Unlike a regular store or market, this one doesn’t have a physical place where you go to trade. Instead, it’s all done online! People from all around the world can participate anytime, day or night, as long as they have internet.
What is the Forex Interbank Network?
The forex market is the largest financial market out there, and many people and companies use it. Because it’s online, you can choose who you want to trade with based on the prices they offer and how trustworthy they seem.
To give you an idea, here’s a list of the most traded currencies:
- The U.S. dollar is used in about 84.9% of all trades.
- The euro is next with 39.1%.
- The Japanese yen comes in third at 19.0%.
This means the U.S. dollar is really popular in the forex market!
Why is the U.S. Dollar So Important?
The U.S. dollar (USD) keeps popping up, right? That’s because it’s super important in this market. If you look at the major currency pairs traded, the USD is in half of them.
Also, many countries and institutions keep the U.S. dollar as a backup in their reserves. About 62% of the world’s backup currency is in U.S. dollars!
Why Do People Pay So Much Attention to the U.S. Dollar?
Here are some reasons:
- The USA has the biggest economy in the world.
- Many countries and businesses use the U.S. dollar for their financial activities.
- The USA is politically stable and has a strong military presence.
- A lot of global transactions, like buying oil, require the U.S. dollar. If a country wants to buy oil and doesn’t have U.S. dollars, it first has to exchange its own currency for U.S. dollars.
Why Do People Use the Forex Market?
People use the forex market for a few main reasons:
- To exchange one country’s currency for another’s.
- To lend or borrow money between countries for short-term trade.
- To protect against the risk of currency values changing quickly.
- To guess and bet on future currency prices (speculate).
The surprising thing?
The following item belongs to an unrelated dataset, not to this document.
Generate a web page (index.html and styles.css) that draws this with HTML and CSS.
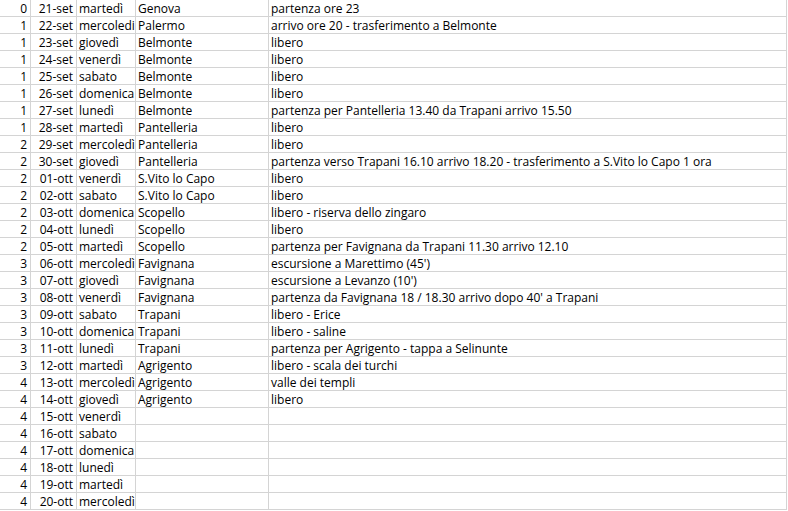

Most of the trading on this market is because of this guessing game on future prices!
Fun Fact About the Forex Market
A big chunk (more than 90%!) of the activity on the forex market comes from people trying to guess short-term price movements and making quick trades based on those guesses.
What Does “Market Liquidity” Mean?
Imagine trying to sell a huge, rare diamond. It might take time to find a buyer willing to pay the right price. But if you were selling a popular toy, many people would want to buy it quickly. In the forex market, because of the vast amount of trades, buying or selling currencies is like selling that popular toy. This quick and easy trading is called “high liquidity.”
Benefits? For people who like to make quick trades (short-term traders), high liquidity means they can buy or sell large amounts without causing big changes in prices.
Does Liquidity Change?
Yes, it can. Even though the forex market has a lot of activity, how busy it is might vary based on the currency pair being traded or even the time of day.